Een belangrijke vraag die we niet zomaar uit het oog mogen verliezen is of een controlemechanisme op buitenlandse investeringen in België wenselijk is. Buitenlandse investeringen zijn een belangrijk determinant voor de economische groei. België doet veel moeite om die investeringen aan te trekken. Een controlemechanisme op die investeringen kan mogelijk een ontradend effect hebben op potentiële investeerders. Op termijn kan dit nefaste gevolgen hebben voor de economie.
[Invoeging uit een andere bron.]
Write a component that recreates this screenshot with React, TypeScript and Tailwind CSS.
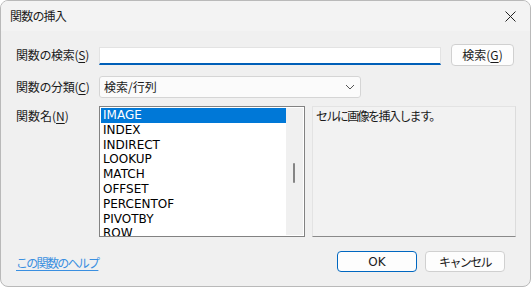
const FUNCS = ["IMAGE", "INDEX", "INDIRECT", "LOOKUP", "MATCH", "OFFSET", "PERCENTOF", "PIVOTBY", "ROW"];

const jp = { fontFamily: '"Noto Sans CJK JP", "Noto Sans", sans-serif' };
const latin = { fontFamily: 'Tahoma, "DejaVu Sans", "Liberation Sans", sans-serif' };

function Key({ k }: { k: string }) {
  return (
    <>
      (<span className="underline underline-offset-2">{k}</span>)
    </>
  );
}

export default function App() {
  return (
    <div
      className="flex h-[287px] w-[531px] flex-col overflow-hidden rounded-lg border border-[#b9b9b9] bg-[#f0f0f0] text-[12px] text-[#1a1a1a]"
      style={jp}
    >
      {/* title bar */}
      <div className="flex h-[30px] shrink-0 items-center justify-between bg-[#f3f3f3] pl-[9px] pr-[14px]">
        <span className="text-[12px] leading-none tracking-[-0.8px]">関数の挿入</span>
        <svg width="11" height="11" viewBox="0 0 11 11" className="text-[#222]">
          <path d="M0.5 0.5 L10.5 10.5 M10.5 0.5 L0.5 10.5" stroke="currentColor" strokeWidth="1" />
        </svg>
      </div>

      <div className="flex flex-1 flex-col pl-[15px]">
        {/* search row */}
        <div className="mt-[13px] flex h-[22px] items-center">
          <label className="w-[83px] leading-none tracking-[-0.3px]">
            関数の検索<Key k="S" />
          </label>
          <div className="mt-[2px] h-[18px] w-[342px] border border-[#e3e3e3] border-b-2 border-b-[#005fb8] bg-white" />
          <button className="ml-[10px] h-[22px] w-[63px] rounded-[4px] border border-[#d0d0d0] bg-[#fdfdfd] leading-none">
            検索<Key k="G" />
          </button>
        </div>

        {/* category row */}
        <div className="mt-[10px] flex h-[22px] items-center">
          <label className="w-[83px] leading-none tracking-[-0.3px]">
            関数の分類<Key k="C" />
          </label>
          <div className="flex h-[22px] w-[262px] items-center justify-between rounded-[3px] border border-[#d5d5d5] bg-[#fbfbfb] pl-[4px] pr-[5px]">
            <span className="leading-none">検索/行列</span>
            <svg width="10" height="6" viewBox="0 0 10 6" className="text-[#555]">
              <path d="M1 1 L5 5 L9 1" stroke="currentColor" fill="none" strokeWidth="1" />
            </svg>
          </div>
        </div>

        {/* list + description */}
        <div className="mt-[8px] flex h-[131px]">
          <label className="w-[83px] pt-[4px] leading-none">
            関数名<Key k="N" />
          </label>
          <div className="flex h-full w-[206px] overflow-hidden border border-[#828282] bg-white p-[1px]">
            <div className="flex flex-1 flex-col" style={latin}>
              {FUNCS.map((f, i) => (
                <div
                  key={f}
                  className={`h-[14.8px] shrink-0 pl-[2px] text-[12px] leading-[14.8px] ${
                    i === 0 ? "bg-[#0078d7] text-white" : "text-black"
                  }`}
                >
                  {f}
                </div>
              ))}
            </div>
            <div className="relative w-[17px] shrink-0 bg-[#f0f0f0]">
              <div className="absolute left-[7px] top-[55px] h-[20px] w-[2px] rounded bg-[#858585]" />
            </div>
          </div>
          <div className="ml-[7px] h-full w-[204px] border border-[#e3e3e3] border-b-[#8a8a8a] border-r-[#dcdcdc] bg-[#f2f2f2] px-[3px] pt-[3px] leading-none tracking-[-1.6px]">
            セルに画像を挿入します。
          </div>
        </div>

        {/* footer */}
        <div className="mt-[14px] flex h-[21px] items-center">
          <a className="mt-[2px] text-[#3a8fe0] underline underline-offset-2 tracking-[-1.7px]">この関数のヘルプ</a>
          <button
            className="ml-auto h-[21px] w-[80px] rounded-[4px] border border-[#0067c0] bg-[#fdfdfd] leading-none"
            style={latin}
          >
            OK
          </button>
          <button className="ml-[8px] mr-[25px] h-[21px] w-[80px] rounded-[4px] border border-[#d0d0d0] bg-[#fdfdfd] leading-none tracking-[-1.6px]">
            キャンセル
          </button>
        </div>
      </div>
    </div>
  );
}
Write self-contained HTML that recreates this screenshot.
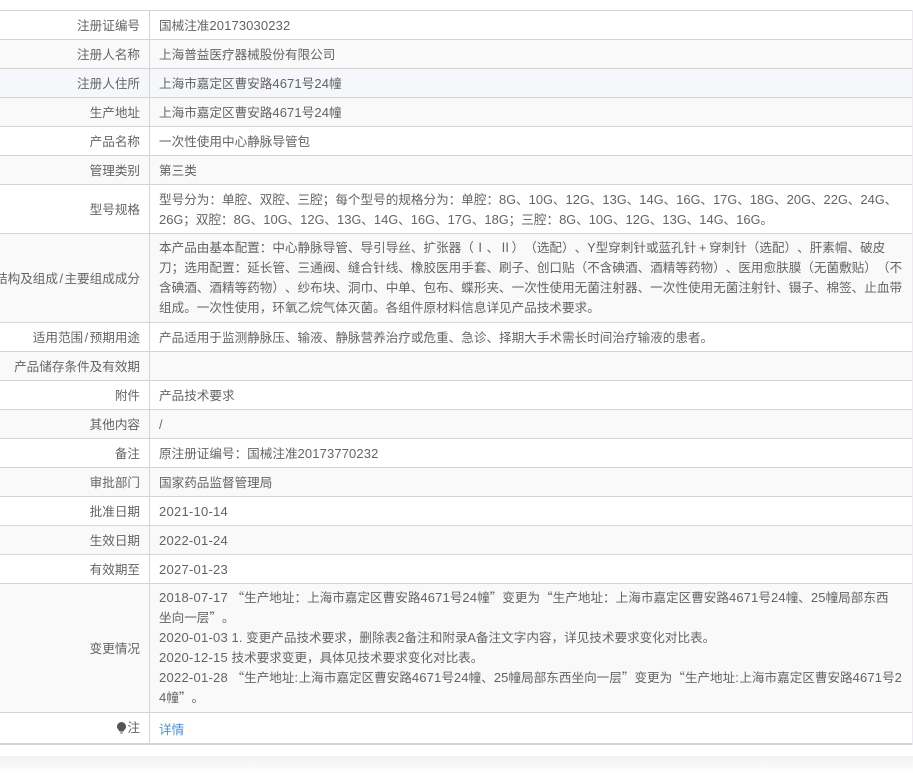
<!DOCTYPE html>
<html lang="zh-CN">
<head>
<meta charset="utf-8">
<style>
html,body{margin:0;padding:0;background:#fff;}
body{width:913px;height:774px;position:relative;overflow:hidden;font-family:"Liberation Sans","Noto Sans CJK SC",sans-serif;font-size:12.6px;color:#646464;line-height:20px;text-spacing-trim:space-all;font-kerning:none;}
u{text-decoration:none;font-size:13px;letter-spacing:.12px;line-height:0;}
.z u{letter-spacing:0;}
u.d{letter-spacing:.25px;}
u.c{letter-spacing:.13px;}
u.k{letter-spacing:.6px;font-size:12.6px;}
em{font-style:normal;font-family:"Noto Sans CJK SC",sans-serif;line-height:0;}
.p{display:inline-block;width:12.6px;text-align:center;line-height:0;}
.l{padding:0 1.5px;}
#t{position:absolute;left:0;top:10px;width:912px;border-top:1px solid #d4d4d4;}
.r{position:relative;border-bottom:1px solid #d4d4d4;box-sizing:border-box;padding:5px 0 3px 159px;white-space:nowrap;height:29px;background:#fff;}
.r.s{background:#f9f9f9;}
.r.h{background:#f5f7fb;}
.r b{font-weight:normal;position:absolute;right:772px;top:50%;margin-top:-9px;}
.r:after{content:"";position:absolute;left:149px;top:0;bottom:0;width:1px;background:#d4d4d4;}
#side{position:absolute;left:912px;top:10px;width:1px;height:735px;background:#ece9f5;}
#sh{position:absolute;left:0;top:756px;width:913px;height:18px;background:linear-gradient(#f1f1f1,#fff);}
a{color:#4a90d9;text-decoration:none;}
svg{vertical-align:-2px;margin-right:1px;}
</style>
</head>
<body>
<div id="t">
<div class="r"><b>注册证编号</b>国械注准<u class="c">20173030232</u></div>
<div class="r s"><b>注册人名称</b>上海普益医疗器械股份有限公司</div>
<div class="r h"><b>注册人住所</b>上海市嘉定区曹安路<u>4671</u>号<u>24</u>幢</div>
<div class="r s"><b>生产地址</b>上海市嘉定区曹安路<u>4671</u>号<u>24</u>幢</div>
<div class="r"><b>产品名称</b>一次性使用中心静脉导管包</div>
<div class="r s"><b>管理类别</b>第三类</div>
<div class="r z" style="height:49px"><b>型号规格</b>型号分为：单腔、双腔、三腔；每个型号的规格分为：单腔：<u>8</u>G、<u>10</u>G、<u>12</u>G、<u>13</u>G、<u>14</u>G、<u>16</u>G、<u>17</u>G、<u>18</u>G、<u>20</u>G、<u>22</u>G、<u>24</u>G、<br><u>26</u>G；双腔：<u>8</u>G、<u>10</u>G、<u>12</u>G、<u>13</u>G、<u>14</u>G、<u>16</u>G、<u>17</u>G、<u>18</u>G；三腔：<u>8</u>G、<u>10</u>G、<u>12</u>G、<u>13</u>G、<u>14</u>G、<u>16</u>G。</div>
<div class="r s" style="height:89px;padding-top:4px"><b>结构及组成<span class="l">/</span>主要组成成分</b>本产品由基本配置：中心静脉导管、导引导丝、扩张器（<em>Ⅰ</em>、<em>Ⅱ</em>）（选配）、Y型穿刺针或蓝孔针<span class="p">+</span>穿刺针（选配）、肝素帽、破皮<br>刀；选用配置：延长管、三通阀、缝合针线、橡胶医用手套、刷子、创口贴（不含碘酒、酒精等药物）、医用愈肤膜（无菌敷贴）（不<br>含碘酒、酒精等药物）、纱布块、洞巾、中单、包布、蝶形夹、一次性使用无菌注射器、一次性使用无菌注射针、镊子、棉签、止血带<br>组成。一次性使用，环氧乙烷气体灭菌。各组件原材料信息详见产品技术要求。</div>
<div class="r"><b>适用范围<span class="l">/</span>预期用途</b>产品适用于监测静脉压、输液、静脉营养治疗或危重、急诊、择期大手术需长时间治疗输液的患者。</div>
<div class="r s"><b>产品储存条件及有效期</b></div>
<div class="r"><b>附件</b>产品技术要求</div>
<div class="r s"><b>其他内容</b>/</div>
<div class="r"><b>备注</b>原注册证编号：国械注准<u class="c">20173770232</u></div>
<div class="r s"><b>审批部门</b>国家药品监督管理局</div>
<div class="r"><b>批准日期</b><u class="d">2021-10-14</u></div>
<div class="r s"><b>生效日期</b><u class="d">2022-01-24</u></div>
<div class="r"><b>有效期至</b><u class="d">2027-01-23</u></div>
<div class="r s" style="height:129px;padding-top:4px"><b>变更情况</b><u class="d">2018-07-17</u> <em>“</em>生产地址：上海市嘉定区曹安路<u>4671</u>号<u>24</u>幢<em>”</em>变更为<em>“</em>生产地址：上海市嘉定区曹安路<u>4671</u>号<u>24</u>幢、<u>25</u>幢局部东西<br>坐向一层<em>”</em>。<br><u class="d">2020-01-03</u> <u>1.</u> 变更产品技术要求，删除表<u>2</u>备注和附录A备注文字内容，详见技术要求变化对比表。<br><u class="d">2020-12-15</u> 技术要求变更，具体见技术要求变化对比表。<br><u class="d">2022-01-28</u> <em>“</em>生产地址<u class="k">:</u>上海市嘉定区曹安路<u>4671</u>号<u>24</u>幢、<u>25</u>幢局部东西坐向一层<em>”</em>变更为<em>“</em>生产地址<u class="k">:</u>上海市嘉定区曹安路<u>4671</u>号<u>2</u><br><u>4</u>幢<em>”</em>。</div>
<div class="r" style="height:32px;border-bottom:2px solid #d4d4d4;padding-top:7px"><b style="margin-top:-10px"><svg width="9" height="12" viewBox="0 0 9 12"><path d="M4.5 0A4.5 4.5 0 0 1 9 4.5C9 7 7 8 6.4 9.5H2.6C2 8 0 7 0 4.5A4.5 4.5 0 0 1 4.5 0Z" fill="#555"/><path d="M3 10H6V11.8H3Z" fill="#aaa"/></svg>注</b><a>详情</a></div>
</div>
<div id="side"></div>
<div id="sh"></div>
</body>
</html>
Het economisch belang van buitenlandse investeringen in Belgische kritieke infrastructuur en strategische sectoren mag ons echter ook niet blind maken voor potentiële misbruiken. Zeker indien de buitenlandse investeerders of ondernemingen op één of andere manier gecontroleerd worden door een buitenlandse regering is enige aandacht zeker gerechtvaardigd. In de praktijk blijkt echter dat er zowel in België als in het buitenland zeer weinig misbruiken worden vastgesteld. Men mag er immers van uitgaan dat de buitenlandse investeerder of onderneming ook veel te verliezen heeft indien ze betrapt worden op misbruiken. Een buitenlandse regering die zich met dergelijke praktijken zou inlaten loopt eveneens het risico om aanzienlijke politieke en diplomatieke imagoschade op te lopen.